I’m a nobody blog writer, an amateur novelist, one of a million dotting the literary landscape. A shrub in a forest of Redwoods. Why do I have an ego that says I should be writing bigger? And do readers always need to read bigger? I have no doubt that some startling, long-lasting work will come out of this period in history. And when colleges get around to updating their classics list, books written during the Trump era will be on it.
I’ve been reading Paths of Resistance: The Art and Craft of the Political Novel, edited by William Zinsser. My writing tip #234: Don’t read books on writing while trying to write a novel. First of all, it usually sheds bad light on whatever you are writing and secondly, it can make you overly ambitious. The novel I am writing was never meant to be bigger than it is. While there may be unintended insight or themes that emerge, it is not going to be the muckraking sociopolitical novel of which I daydream. Maybe next time.
Perhaps this will all be a mistake. I’m an imperfect perfectionist, the covert kind who looks careless on the outside, but demands creases and no slouching on the inside. The kind of perfectionist whose whispers gnaw away and slyly suggest that perhaps my mother was right. It feels like I’m making an intentional mistake – knowing that there are more important things to write, knowing that there is more at stake in the world than ever before.
In a moment of clarity, as I wandered about the gardens this morning, I thought about how the real trick to anything is to fully commit to it. Ten years ago we started ripping up our lawn bit-by-bit, replacing grass with perennials. There were many times when I doubted it would ever look like the English garden I fantasized about, but each year, I took up more lawn, tried different plants, and dug in with all the enthusiasm of a novice. I hit a point of no return and for many years, our yard looked like a bad idea.
It doesn’t look like an English garden now. Not enough sun, too many tree roots and the grass is still determined to retake its ground. But I love it. Plants are maturing and things that I’ve moved and divided and tried again and again are finally filling in space. It’s pretty and colorful, and it gives me pleasure. Even though I’ve done my best, it doesn’t match my fantasy and won’t make a magazine cover, but it has become something unto itself. A labor of love and persistence.
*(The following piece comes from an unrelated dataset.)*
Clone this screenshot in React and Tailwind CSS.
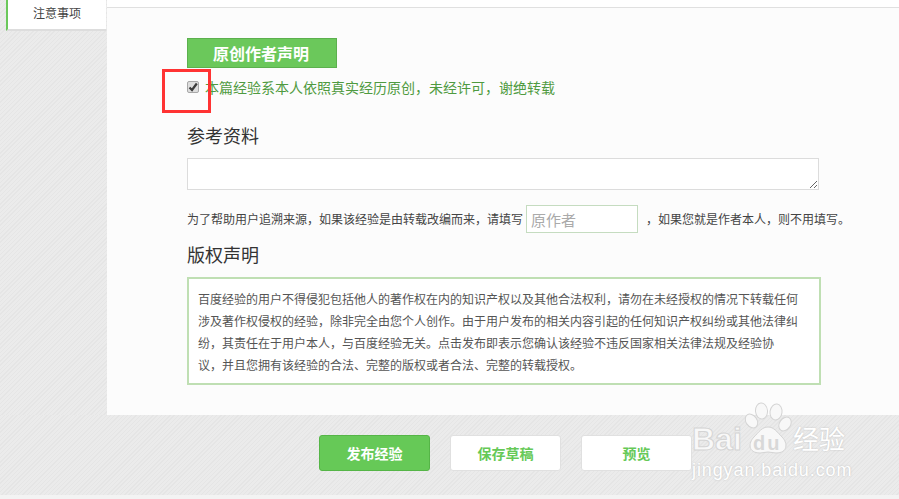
import React from 'react';

const cjk = { fontFamily: '"Noto Sans CJK SC", "Liberation Sans", sans-serif' };
const latin = { fontFamily: '"Liberation Sans", sans-serif' };
const texture = 'bg-[repeating-linear-gradient(135deg,#e5e5e5_0,#e5e5e5_1px,#ebebeb_1px,#ebebeb_3px)]';

const Watermark = () => (
    <div className="absolute left-[690px] top-[400px] w-[209px] h-[90px] pointer-events-none">
        <svg className="absolute left-[50px] top-0" width="60" height="60" viewBox="0 0 60 60" fill="#f8f8f8" stroke="#d4d4d4" strokeWidth="1">
            <ellipse cx="21.5" cy="11" rx="6" ry="8" transform="rotate(-5 21.5 11)" />
            <ellipse cx="36" cy="12" rx="6" ry="8" transform="rotate(8 36 12)" />
            <ellipse cx="11.5" cy="21" rx="5.5" ry="7.5" transform="rotate(-35 11.5 21)" />
            <ellipse cx="45" cy="24" rx="5.5" ry="7.5" transform="rotate(35 45 24)" />
            <path d="M28 27c6 0 9 5 14 10 6 6 6 16-6 16-3 0-5-1-8-1s-5 1-8 1c-12 0-12-10-6-16 5-5 8-10 14-10z" />
        </svg>
        <div className="absolute left-[2px] top-[21px] text-[32px] leading-[36px] font-bold text-[#f8f8f8] [-webkit-text-stroke:1px_#d4d4d4]" style={latin}>Bai</div>
        <div className="absolute left-[63px] top-[33px] text-[20px] leading-[20px] font-bold tracking-[2px] text-[#d8d8d8]" style={latin}>du</div>
        <div className="absolute left-[103px] top-[23px] text-[26px] leading-[30px] text-white [text-shadow:0_0_2px_#bdbdbd]" style={cjk}>经验</div>
        <div className="absolute left-[2px] top-[60px] text-[18px] leading-[20px] tracking-[0.9px] text-white [text-shadow:0_0_2px_#bdbdbd]" style={latin}>jingyan.baidu.com</div>
    </div>
);

const App = () => {
    return (
        <div className="relative w-[899px] h-[499px] overflow-hidden bg-[#f3f3f3]" style={cjk}>
            <div className="flex h-[415px]">
                <div className={`w-[107px] pl-[6px] ${texture}`}>
                    <div className="w-[100px] h-[31px] pb-[4px] bg-white border-l-2 border-[#6bc85b] border-b-2 border-b-[#dddddd] flex items-center justify-center text-[12px] text-[#444444]">
                        注意事项
                    </div>
                </div>

                <div className="flex-1 bg-[#fcfcfc]">
                    <div className="h-[8px] bg-white border-b border-[#e0e0e0]" />
                    <div className="pl-[80px] pt-[30px]">
                        <div className="w-[150px] h-[30px] pr-[2px] bg-[#6bc85b] border border-[#5cb04e] flex items-center justify-center text-white text-[16px] font-bold">
                            原创作者声明
                        </div>

                        <label className="mt-[12px] h-[14px] flex items-center gap-[6px] text-[14px] text-[#4f9a40]">
                            <span className="relative w-[12px] h-[12px] flex">
                                <input type="checkbox" defaultChecked className="appearance-none w-[12px] h-[12px] m-0 rounded-[2px] bg-[#dedede] border border-[#a8a8a8]" />
                                <svg className="absolute left-[1px] top-[1px]" width="10" height="10" viewBox="0 0 10 10" fill="none" stroke="#3c3c3c" strokeWidth="2.2">
                                    <path d="M1.5 5.5 4 8 8.8 1.5" />
                                </svg>
                            </span>
                            本篇经验系本人依照真实经历原创，未经许可，谢绝转载
                        </label>

                        <h2 className="mt-[29px] text-[18px] leading-[24px] text-[#333333] font-normal">参考资料</h2>

                        <textarea className="block mt-[11px] w-[632px] h-[32px] bg-white border border-[#dcdcdc] outline-none" />

                        <div className="mt-[15px] flex items-center h-[28px] text-[12px] text-[#444444] whitespace-nowrap">
                            为了帮助用户追溯来源，如果该经验是由转载改编而来，请填写
                            <input placeholder="原作者" className="ml-[3px] w-[112px] h-[28px] px-[4px] text-[15px] bg-white border border-[#c5dcc0] outline-none placeholder:text-[#aaaaaa]" />
                            <span className="ml-[8px]">，如果您就是作者本人，则不用填写。</span>
                        </div>

                        <h2 className="mt-[9px] text-[18px] leading-[24px] text-[#333333] font-normal">版权声明</h2>

                        <div className="mt-[11px] w-[634px] h-[108px] bg-white border-2 border-[#bfdfb3] pl-[9px] pr-[13px] py-[9px] text-[12px] leading-[22px] text-[#555555]">
                            百度经验的用户不得侵犯包括他人的著作权在内的知识产权以及其他合法权利，请勿在未经授权的情况下转载任何涉及著作权侵权的经验，除非完全由您个人创作。由于用户发布的相关内容引起的任何知识产权纠纷或其他法律纠纷，其责任在于用户本人，与百度经验无关。点击发布即表示您确认该经验不违反国家相关法律法规及经验协<br />议，并且您拥有该经验的合法、完整的版权或者合法、完整的转载授权。
                        </div>
                    </div>
                </div>
            </div>

            <div className={`h-[80px] pb-[4px] flex items-center gap-[20px] pl-[319px] ${texture}`}>
                <button className="w-[111px] h-[36px] rounded-[3px] bg-[#66c957] border border-[#55b547] text-white text-[14px] font-bold">发布经验</button>
                <button className="w-[111px] h-[36px] rounded-[3px] bg-white border border-[#e0e0e0] text-[#66c957] text-[14px] font-bold">保存草稿</button>
                <button className="w-[111px] h-[36px] rounded-[3px] bg-white border border-[#e0e0e0] text-[#66c957] text-[14px] font-bold">预览</button>
            </div>

            <div className="absolute left-[162px] top-[69px] w-[49px] h-[44px] border-[3px] border-[#ff3333]" />
            <Watermark />
        </div>
    );
};

export default App;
I learned in improv comedy workshops that if you commit to the sound, the word, the actions of your partners, it becomes real to the audience. They are in the moment with you and nothing outside of that matters. If I write the story as well as I can write it, maybe I will have the good fortune of a shared moment.
Perhaps, in the scheme of things, sharing moments with others is pretty damned important. If we can imagine solidarity and connection, there’s a possibility we can bring that into the world. Isabel Allende wrote, “I think I write so that people will love each other more.” Who needs to write any bigger than that?